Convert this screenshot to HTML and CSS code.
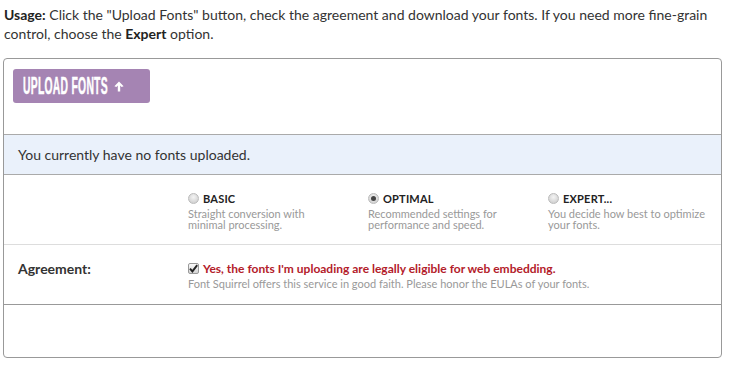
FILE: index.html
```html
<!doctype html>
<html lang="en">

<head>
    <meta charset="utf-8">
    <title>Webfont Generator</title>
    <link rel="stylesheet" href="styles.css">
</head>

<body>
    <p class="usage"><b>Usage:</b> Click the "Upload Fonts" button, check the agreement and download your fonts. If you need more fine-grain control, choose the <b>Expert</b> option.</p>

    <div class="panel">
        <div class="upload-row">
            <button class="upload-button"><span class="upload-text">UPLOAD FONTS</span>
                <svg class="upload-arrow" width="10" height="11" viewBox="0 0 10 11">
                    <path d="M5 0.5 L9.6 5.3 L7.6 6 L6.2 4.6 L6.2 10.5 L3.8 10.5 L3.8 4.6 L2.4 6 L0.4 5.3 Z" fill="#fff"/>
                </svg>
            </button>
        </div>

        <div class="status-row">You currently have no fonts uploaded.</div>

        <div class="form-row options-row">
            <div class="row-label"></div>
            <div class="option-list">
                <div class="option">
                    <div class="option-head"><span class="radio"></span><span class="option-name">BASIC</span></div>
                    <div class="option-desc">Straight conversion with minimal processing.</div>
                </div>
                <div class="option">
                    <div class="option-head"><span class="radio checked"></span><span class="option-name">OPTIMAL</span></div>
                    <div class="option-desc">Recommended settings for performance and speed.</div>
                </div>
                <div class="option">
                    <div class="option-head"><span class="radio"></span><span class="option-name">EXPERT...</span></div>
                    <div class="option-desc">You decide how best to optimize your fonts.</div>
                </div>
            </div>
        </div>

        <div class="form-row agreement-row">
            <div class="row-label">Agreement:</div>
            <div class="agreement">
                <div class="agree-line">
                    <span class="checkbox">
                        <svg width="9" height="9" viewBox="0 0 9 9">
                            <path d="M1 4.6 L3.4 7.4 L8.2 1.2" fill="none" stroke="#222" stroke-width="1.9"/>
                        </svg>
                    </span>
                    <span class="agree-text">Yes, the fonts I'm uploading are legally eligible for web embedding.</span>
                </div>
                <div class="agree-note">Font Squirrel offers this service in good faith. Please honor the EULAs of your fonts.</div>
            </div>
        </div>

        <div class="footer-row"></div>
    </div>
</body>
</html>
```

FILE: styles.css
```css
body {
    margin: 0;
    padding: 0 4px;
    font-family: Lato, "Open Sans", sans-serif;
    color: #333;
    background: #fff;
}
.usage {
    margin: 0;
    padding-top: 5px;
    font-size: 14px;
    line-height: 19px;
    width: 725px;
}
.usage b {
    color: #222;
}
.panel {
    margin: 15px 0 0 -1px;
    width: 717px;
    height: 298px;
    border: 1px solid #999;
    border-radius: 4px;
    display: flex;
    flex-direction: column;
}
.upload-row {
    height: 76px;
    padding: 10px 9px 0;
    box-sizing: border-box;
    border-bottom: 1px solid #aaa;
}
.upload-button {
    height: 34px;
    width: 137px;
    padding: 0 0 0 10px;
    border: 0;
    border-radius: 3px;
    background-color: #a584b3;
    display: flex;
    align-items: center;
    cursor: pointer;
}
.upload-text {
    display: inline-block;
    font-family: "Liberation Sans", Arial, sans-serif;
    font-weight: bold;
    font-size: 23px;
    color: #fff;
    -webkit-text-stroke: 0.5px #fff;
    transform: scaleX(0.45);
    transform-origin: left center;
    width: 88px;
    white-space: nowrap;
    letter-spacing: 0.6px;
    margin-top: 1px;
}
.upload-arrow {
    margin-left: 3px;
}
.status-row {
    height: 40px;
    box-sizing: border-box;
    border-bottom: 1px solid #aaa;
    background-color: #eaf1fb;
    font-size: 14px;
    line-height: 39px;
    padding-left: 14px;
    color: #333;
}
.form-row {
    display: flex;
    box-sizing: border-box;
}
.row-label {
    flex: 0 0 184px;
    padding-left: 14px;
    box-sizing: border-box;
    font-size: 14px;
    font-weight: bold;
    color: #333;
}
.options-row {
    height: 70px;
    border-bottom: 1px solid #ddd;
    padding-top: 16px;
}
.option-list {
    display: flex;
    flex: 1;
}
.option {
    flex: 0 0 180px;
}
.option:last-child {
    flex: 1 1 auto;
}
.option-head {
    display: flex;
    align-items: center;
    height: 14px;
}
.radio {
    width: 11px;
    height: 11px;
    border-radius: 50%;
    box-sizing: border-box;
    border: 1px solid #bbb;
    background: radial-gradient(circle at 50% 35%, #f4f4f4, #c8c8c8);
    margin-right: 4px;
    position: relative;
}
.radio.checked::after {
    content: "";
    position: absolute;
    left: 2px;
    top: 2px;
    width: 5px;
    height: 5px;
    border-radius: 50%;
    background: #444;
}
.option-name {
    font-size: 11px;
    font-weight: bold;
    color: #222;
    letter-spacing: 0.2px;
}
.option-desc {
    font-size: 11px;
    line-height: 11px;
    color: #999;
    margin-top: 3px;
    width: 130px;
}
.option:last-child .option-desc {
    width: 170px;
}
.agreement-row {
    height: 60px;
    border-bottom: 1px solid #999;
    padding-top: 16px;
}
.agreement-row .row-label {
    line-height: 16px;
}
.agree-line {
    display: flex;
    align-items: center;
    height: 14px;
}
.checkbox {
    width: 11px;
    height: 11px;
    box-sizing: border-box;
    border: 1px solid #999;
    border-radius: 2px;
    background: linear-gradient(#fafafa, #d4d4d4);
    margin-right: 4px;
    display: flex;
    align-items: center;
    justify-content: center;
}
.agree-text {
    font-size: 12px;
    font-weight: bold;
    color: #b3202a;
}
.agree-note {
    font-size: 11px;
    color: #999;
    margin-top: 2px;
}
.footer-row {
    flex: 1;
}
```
━━━━━━━━━━━━━━━━━━━━
### Goal
Reproduce all of the material above word for word. Omit the pictures.

### Solution for this task
Convert this screenshot to HTML and CSS code.
FILE: index.html
```html
<!doctype html>
<html lang="en">

<head>
    <meta charset="utf-8">
    <title>Webfont Generator</title>
    <link rel="stylesheet" href="styles.css">
</head>

<body>
    <p class="usage"><b>Usage:</b> Click the "Upload Fonts" button, check the agreement and download your fonts. If you need more fine-grain control, choose the <b>Expert</b> option.</p>

    <div class="panel">
        <div class="upload-row">
            <button class="upload-button"><span class="upload-text">UPLOAD FONTS</span>
                <svg class="upload-arrow" width="10" height="11" viewBox="0 0 10 11">
                    <path d="M5 0.5 L9.6 5.3 L7.6 6 L6.2 4.6 L6.2 10.5 L3.8 10.5 L3.8 4.6 L2.4 6 L0.4 5.3 Z" fill="#fff"/>
                </svg>
            </button>
        </div>

        <div class="status-row">You currently have no fonts uploaded.</div>

        <div class="form-row options-row">
            <div class="row-label"></div>
            <div class="option-list">
                <div class="option">
                    <div class="option-head"><span class="radio"></span><span class="option-name">BASIC</span></div>
                    <div class="option-desc">Straight conversion with minimal processing.</div>
                </div>
                <div class="option">
                    <div class="option-head"><span class="radio checked"></span><span class="option-name">OPTIMAL</span></div>
                    <div class="option-desc">Recommended settings for performance and speed.</div>
                </div>
                <div class="option">
                    <div class="option-head"><span class="radio"></span><span class="option-name">EXPERT...</span></div>
                    <div class="option-desc">You decide how best to optimize your fonts.</div>
                </div>
            </div>
        </div>

        <div class="form-row agreement-row">
            <div class="row-label">Agreement:</div>
            <div class="agreement">
                <div class="agree-line">
                    <span class="checkbox">
                        <svg width="9" height="9" viewBox="0 0 9 9">
                            <path d="M1 4.6 L3.4 7.4 L8.2 1.2" fill="none" stroke="#222" stroke-width="1.9"/>
                        </svg>
                    </span>
                    <span class="agree-text">Yes, the fonts I'm uploading are legally eligible for web embedding.</span>
                </div>
                <div class="agree-note">Font Squirrel offers this service in good faith. Please honor the EULAs of your fonts.</div>
            </div>
        </div>

        <div class="footer-row"></div>
    </div>
</body>
</html>
```

FILE: styles.css
```css
body {
    margin: 0;
    padding: 0 4px;
    font-family: Lato, "Open Sans", sans-serif;
    color: #333;
    background: #fff;
}
.usage {
    margin: 0;
    padding-top: 5px;
    font-size: 14px;
    line-height: 19px;
    width: 725px;
}
.usage b {
    color: #222;
}
.panel {
    margin: 15px 0 0 -1px;
    width: 717px;
    height: 298px;
    border: 1px solid #999;
    border-radius: 4px;
    display: flex;
    flex-direction: column;
}
.upload-row {
    height: 76px;
    padding: 10px 9px 0;
    box-sizing: border-box;
    border-bottom: 1px solid #aaa;
}
.upload-button {
    height: 34px;
    width: 137px;
    padding: 0 0 0 10px;
    border: 0;
    border-radius: 3px;
    background-color: #a584b3;
    display: flex;
    align-items: center;
    cursor: pointer;
}
.upload-text {
    display: inline-block;
    font-family: "Liberation Sans", Arial, sans-serif;
    font-weight: bold;
    font-size: 23px;
    color: #fff;
    -webkit-text-stroke: 0.5px #fff;
    transform: scaleX(0.45);
    transform-origin: left center;
    width: 88px;
    white-space: nowrap;
    letter-spacing: 0.6px;
    margin-top: 1px;
}
.upload-arrow {
    margin-left: 3px;
}
.status-row {
    height: 40px;
    box-sizing: border-box;
    border-bottom: 1px solid #aaa;
    background-color: #eaf1fb;
    font-size: 14px;
    line-height: 39px;
    padding-left: 14px;
    color: #333;
}
.form-row {
    display: flex;
    box-sizing: border-box;
}
.row-label {
    flex: 0 0 184px;
    padding-left: 14px;
    box-sizing: border-box;
    font-size: 14px;
    font-weight: bold;
    color: #333;
}
.options-row {
    height: 70px;
    border-bottom: 1px solid #ddd;
    padding-top: 16px;
}
.option-list {
    display: flex;
    flex: 1;
}
.option {
    flex: 0 0 180px;
}
.option:last-child {
    flex: 1 1 auto;
}
.option-head {
    display: flex;
    align-items: center;
    height: 14px;
}
.radio {
    width: 11px;
    height: 11px;
    border-radius: 50%;
    box-sizing: border-box;
    border: 1px solid #bbb;
    background: radial-gradient(circle at 50% 35%, #f4f4f4, #c8c8c8);
    margin-right: 4px;
    position: relative;
}
.radio.checked::after {
    content: "";
    position: absolute;
    left: 2px;
    top: 2px;
    width: 5px;
    height: 5px;
    border-radius: 50%;
    background: #444;
}
.option-name {
    font-size: 11px;
    font-weight: bold;
    color: #222;
    letter-spacing: 0.2px;
}
.option-desc {
    font-size: 11px;
    line-height: 11px;
    color: #999;
    margin-top: 3px;
    width: 130px;
}
.option:last-child .option-desc {
    width: 170px;
}
.agreement-row {
    height: 60px;
    border-bottom: 1px solid #999;
    padding-top: 16px;
}
.agreement-row .row-label {
    line-height: 16px;
}
.agree-line {
    display: flex;
    align-items: center;
    height: 14px;
}
.checkbox {
    width: 11px;
    height: 11px;
    box-sizing: border-box;
    border: 1px solid #999;
    border-radius: 2px;
    background: linear-gradient(#fafafa, #d4d4d4);
    margin-right: 4px;
    display: flex;
    align-items: center;
    justify-content: center;
}
.agree-text {
    font-size: 12px;
    font-weight: bold;
    color: #b3202a;
}
.agree-note {
    font-size: 11px;
    color: #999;
    margin-top: 2px;
}
.footer-row {
    flex: 1;
}
```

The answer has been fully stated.